とはいえ結末はわりとあっけない感じで、最後に一捻りあるのかと思うとそういうこともなくそのまま終わる。映画では結局真実が明らかにされることはないが、最後のシーンからおそらく判決通りなのだろうなと観る側に思わせるようになっている(と思ったのだが、他の人の意見も見てみたい)。

映像でも新しさはあまり感じられない。冒頭犬の目線で描かれる箇所があり、そういうシーンが続くのかと思ったがそういうこともなく、脚本はよいけれど見せ方的には消化不良で、正直パルム・ドール作品としてはどうなの?と思ってしまった。

キャストは非常によく適材適所だと思う。ザンドラ・ヒュラーは『ありがとう、トニ・エルドマン』から注目していた女優さんだが、昨年あたりからブレイクしているようでうれしいことだ(ジョナサン・グレイザーの『関心領域』でも楽しみ)。今回もよき妻でもよき母親でもない女性を非常に冷静に演じていた。
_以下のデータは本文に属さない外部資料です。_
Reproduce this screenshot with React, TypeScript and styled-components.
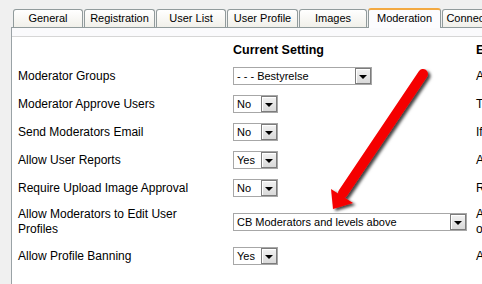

弁護士役のスワン・アルローがジョン・ローンと佐々木蔵之介を足したみたいだなあと思っていたら「ホット弁護士」というワードが挙がっていて笑った。また息子ダニエル役のミロ・マシャド・グラネール君のピュアな部分と大人びた部分の使い分けが絶妙でした。そしてこの映画で重要な役を務めるスヌープ役メッシ君の存在感!パルム・ドッグも納得でした。